* _ENTRIES PROVIDED_
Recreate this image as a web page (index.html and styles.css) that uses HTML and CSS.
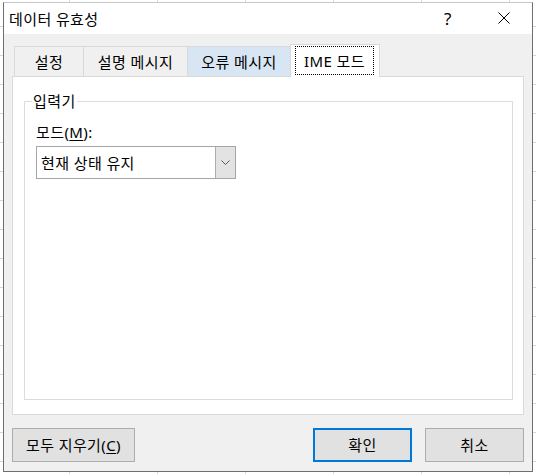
FILE: index.html
```html
<!DOCTYPE html>
<html lang="ko">
<head>
    <meta charset="UTF-8">
    <meta name="viewport" content="width=device-width, initial-scale=1.0">
    <title>데이터 유효성</title>
    <link rel="stylesheet" href="styles.css">
</head>
<body>
    <!-- 대화상자 -->
    <div class="dialog">
        <!-- 제목 표시줄 -->
        <div class="titlebar">
            <span class="title">데이터 유효성</span>
            <span class="help">?</span>
            <svg class="close" width="12" height="12" viewBox="0 0 12 12">
                <path d="M0.5 0.5 L11.5 11.5 M11.5 0.5 L0.5 11.5" stroke="#000" stroke-width="1" fill="none"/>
            </svg>
        </div>
        <div class="content">
            <!-- 탭 -->
            <div class="tabs">
                <div class="tab t1">설정</div>
                <div class="tab t2">설명 메시지</div>
                <div class="tab t3 hover">오류 메시지</div>
                <div class="tab t4 active"><span class="focus">IME 모드</span></div>
            </div>
            <!-- 탭 내용 -->
            <div class="panel">
                <fieldset class="group">
                    <legend>입력기</legend>
                    <div class="label">모드(<u>M</u>):</div>
                    <div class="combo">
                        <div class="combo-value">현재 상태 유지</div>
                        <div class="combo-btn">
                            <svg width="9" height="5" viewBox="0 0 9 5">
                                <polyline points="0.5,0.5 4.5,4.5 8.5,0.5" stroke="#5a5a5a" stroke-width="1" fill="none"/>
                            </svg>
                        </div>
                    </div>
                </fieldset>
            </div>
            <!-- 버튼 -->
            <div class="buttons">
                <div class="btn clear">모두 지우기(<u>C</u>)</div>
                <div class="btn ok">확인</div>
                <div class="btn cancel">취소</div>
            </div>
        </div>
    </div>
</body>
</html>
```
FILE: styles.css
```css
html,body{
    margin: 0;
    padding: 0;
}
body{
    width: 536px;
    height: 474px;
    overflow: hidden;
    background-color: #fff;
    background-image:
        linear-gradient(90deg, #d6d6d6 1px, transparent 1px),
        linear-gradient(#d6d6d6 1px, transparent 1px);
    background-size: 88px 29px, 88px 29px;
    background-position: 69px 0, 0 26px;
    font-family: "Noto Sans", "Noto Sans CJK KR", sans-serif;
    font-size: 15px;
    letter-spacing: 0.4px;
    color: #000;
}
.dialog{
    box-sizing: border-box;
    width: 530px;
    height: 470px;
    margin: 2px 0 0 3px;
    border: 1px solid #6e6e6e;
    border-top-color: #c8c8c8;
    background-color: #f0f0f0;
    display: flex;
    flex-direction: column;
}
.titlebar{
    height: 31px;
    background-color: #fff;
    display: flex;
    align-items: center;
    padding-left: 5px;
}
.title{
    flex: 1;
    line-height: 20px;
}
.help{
    width: 16px;
    text-align: center;
    font-size: 17px;
    line-height: 20px;
    margin-right: 42px;
}
.close{
    display: block;
    margin-right: 22px;
    margin-top: -1px;
}
.content{
    flex: 1;
    padding: 0 8px 9px;
    display: flex;
    flex-direction: column;
}
.tabs{
    display: flex;
    align-items: flex-end;
    height: 32px;
    margin: 10px 0 0 2px;
}
.tab{
    box-sizing: border-box;
    height: 30px;
    border: 1px solid #d9d9d9;
    border-bottom: 0;
    margin-left: -1px;
    display: flex;
    align-items: center;
    justify-content: center;
    line-height: 20px;
    background-color: #f0f0f0;
}
.t1{
    width: 70px;
    margin-left: 0;
}
.t2{
    width: 105px;
}
.t3{
    width: 104px;
}
.hover{
    background-color: #d8e6f4;
}
.active{
    position: relative;
    z-index: 1;
    width: 90px;
    height: 33px;
    margin-bottom: -1px;
    padding: 1px 5px 1px 4px;
    background-color: #fff;
    align-items: stretch;
}
.focus{
    flex: 1;
    height: 29px;
    border: 1px dotted #000;
    box-sizing: border-box;
    display: flex;
    align-items: center;
    justify-content: center;
}
.panel{
    box-sizing: border-box;
    height: 339px;
    border: 1px solid #d9d9d9;
    background-color: #fff;
    display: flex;
    flex-direction: column;
}
.group{
    flex: 1;
    margin: 14px 10px 14px 11px;
    padding: 0 11px;
    border: 1px solid #dcdcdc;
    min-width: 0;
}
.group legend{
    margin-left: -4px;
    padding: 0 1px;
    line-height: 21px;
}
.label{
    margin-top: 10px;
    line-height: 20px;
}
.label u, .btn u{
    text-underline-offset: 2px;
}
.combo{
    box-sizing: border-box;
    width: 200px;
    height: 33px;
    margin-top: 4px;
    border: 1px solid #a6a6a6;
    display: flex;
}
.combo-value{
    flex: 1;
    padding-left: 4px;
    display: flex;
    align-items: center;
    line-height: 20px;
}
.combo-btn{
    width: 19px;
    background-color: #e3e3e3;
    border-left: 1px solid #adadad;
    display: flex;
    align-items: center;
    justify-content: center;
}
.combo-btn svg{
    display: block;
}
.buttons{
    display: flex;
    margin-top: 13px;
    height: 34px;
}
.btn{
    box-sizing: border-box;
    height: 34px;
    border: 1px solid #adadad;
    background-color: #e1e1e1;
    display: flex;
    align-items: center;
    justify-content: center;
    line-height: 20px;
}
.clear{
    width: 123px;
    margin-right: auto;
}
.ok{
    width: 99px;
    border: 2px solid #0078d7;
    margin-right: 13px;
}
.cancel{
    width: 99px;
}
```
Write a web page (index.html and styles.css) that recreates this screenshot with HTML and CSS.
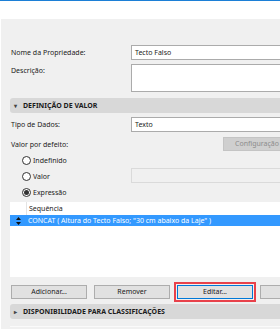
FILE: index.html
```html
<!DOCTYPE html>
<html lang="pt">
<head>
  <meta charset="UTF-8">
  <title>Definição de Propriedade</title>
  <link rel="stylesheet" href="styles.css">
</head>
<body>
  <div class="window">
    <div class="titlebar"></div>

    <div class="panel">
      <div class="form-row name-row">
        <label>Nome da Propriedade:</label>
        <div class="field">Tecto Falso</div>
      </div>

      <div class="form-row desc-row">
        <label class="top">Descrição:</label>
        <div class="field area"></div>
      </div>

      <div class="section-head"><span class="caret">&#9662;</span>DEFINIÇÃO DE VALOR</div>

      <div class="form-row type-row">
        <label>Tipo de Dados:</label>
        <div class="field">Texto</div>
      </div>

      <div class="form-row default-row">
        <label>Valor por defeito:</label>
        <div class="btn disabled config-btn">Configuração</div>
      </div>

      <div class="radio-row">
        <span class="radio"></span>Indefinido
      </div>
      <div class="radio-row">
        <span class="radio"></span>Valor
        <div class="field disabled value-field"></div>
      </div>
      <div class="radio-row">
        <span class="radio checked"></span>Expressão
      </div>

      <!-- expression list -->
      <div class="list">
        <div class="list-head">
          <span class="handle-col"></span>
          <span>Sequência</span>
        </div>
        <div class="list-item selected">
          <span class="handle-col">
            <svg width="5" height="8" viewBox="0 0 5 8">
              <path d="M2.5 0 L5 3 L0 3 Z M2.5 8 L5 5 L0 5 Z" fill="#111"/>
            </svg>
          </span>
          <span>CONCAT ( Altura do Tecto Falso; "30 cm abaixo da Laje" )</span>
        </div>
      </div>

      <div class="button-row">
        <div class="btn">Adicionar...</div>
        <div class="btn">Remover</div>
        <div class="btn default highlighted">Editar...</div>
        <div class="btn"></div>
      </div>

      <div class="section-head closed"><span class="caret">&#9656;</span>DISPONIBILIDADE PARA CLASSIFICAÇÕES</div>

      <div class="separator"></div>
    </div>
  </div>
</body>
</html>
```

FILE: styles.css
```css
body {
  margin: 0;
  width: 280px;
  height: 329px;
  overflow: hidden;
  background: #fff;
  font-family: "Noto Sans", "Open Sans", sans-serif;
  font-size: 7px;
  color: #1b1b1b;
}

.window {
  width: 282px;
  border-top: 1px solid #1c7fd6;
}

.titlebar {
  height: 18px;
  background: #fff;
}

.panel {
  background: #f0f0f0;
  margin-left: 1px;
  padding: 26px 0 5px 9px;
  overflow: hidden;
}

.form-row {
  display: grid;
  grid-template-columns: 121px 1fr;
  align-items: center;
}

.form-row label {
  padding-left: 1px;
}

.form-row label.top {
  align-self: start;
  padding-top: 2px;
}

.field {
  box-sizing: border-box;
  height: 15px;
  background: #fff;
  border: 1px solid #ababab;
  padding: 0 3px;
  line-height: 13px;
  white-space: nowrap;
}

.field.area {
  height: 28px;
}

.field.disabled {
  background: #f0f0f0;
  border-color: #dadada;
}

.desc-row {
  margin-top: 4px;
}

.section-head {
  height: 15px;
  line-height: 15px;
  background: #d8d8d8;
  border-radius: 3px 0 0 3px;
  font-weight: bold;
  margin-top: 6px;
  white-space: nowrap;
}

.section-head .caret {
  display: inline-block;
  width: 9px;
  padding-left: 4px;
  font-size: 6px;
  color: #444;
}

.type-row {
  margin-top: 4px;
}

.default-row {
  height: 14px;
  margin-top: 5px;
}

.btn.config-btn {
  width: 58px;
  margin-left: 92px;
  padding-left: 11px;
  text-align: left;
}

.radio-row {
  display: flex;
  align-items: center;
  height: 16px;
  padding-left: 12px;
  position: relative;
}

.default-row + .radio-row {
  margin-top: 1px;
}

.radio {
  box-sizing: border-box;
  width: 9px;
  height: 9px;
  border: 1px solid #333;
  border-radius: 50%;
  background: #fff;
  margin-right: 2px;
  display: flex;
  align-items: center;
  justify-content: center;
}

.radio.checked::after {
  content: "";
  width: 5px;
  height: 5px;
  border-radius: 50%;
  background: #333;
}

.value-field {
  position: absolute;
  left: 121px;
  right: 0;
  top: 0;
}

.list {
  background: #fff;
  height: 75px;
  margin-top: 2px;
}

.list-head,
.list-item {
  display: flex;
  align-items: center;
  white-space: nowrap;
}

.list-head {
  height: 13px;
}

.list-head .handle-col {
  align-self: stretch;
  border-right: 1px solid #e4e4e4;
}

.handle-col {
  width: 16px;
  margin-right: 2px;
  display: flex;
  align-items: center;
  justify-content: center;
}

.list-item {
  height: 11px;
}

.list-item.selected {
  background: #3399ff;
  color: #fff;
}

.button-row {
  display: flex;
  gap: 7px;
  margin-top: 8px;
  padding-left: 1px;
}

.btn {
  box-sizing: border-box;
  flex-shrink: 0;
  width: 76px;
  height: 14px;
  line-height: 12px;
  text-align: center;
  background: #e1e1e1;
  border: 1px solid #adadad;
  white-space: nowrap;
}

.btn.disabled {
  background: #cfcfcf;
  border-color: #c4c4c4;
  color: #8d8d8d;
}

.btn.default {
  border-color: #0078d7;
}

.btn.highlighted {
  outline: 2px solid #e8414a;
  outline-offset: 1px;
}

.section-head.closed {
  margin-top: 5px;
}

.separator {
  height: 1px;
  background: #fafafa;
  margin-top: 7px;
}
```
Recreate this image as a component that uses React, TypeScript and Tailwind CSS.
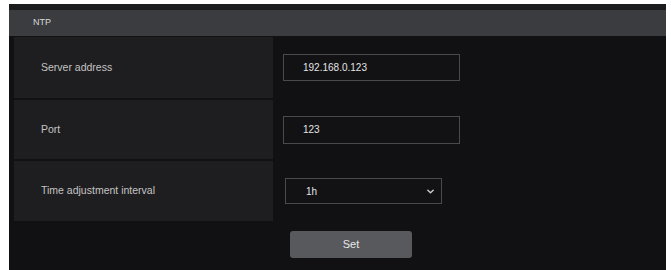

* _WHAT IS ASKED_
Working from the entries above, return all lines that contain "index".

* _TASK RESULT_
Recreate this image as a web page (index.html and styles.css) that uses HTML and CSS.
FILE: index.html
    z-index: 1;
Write a web page (index.html and styles.css) that recreates this screenshot with HTML and CSS.
FILE: index.html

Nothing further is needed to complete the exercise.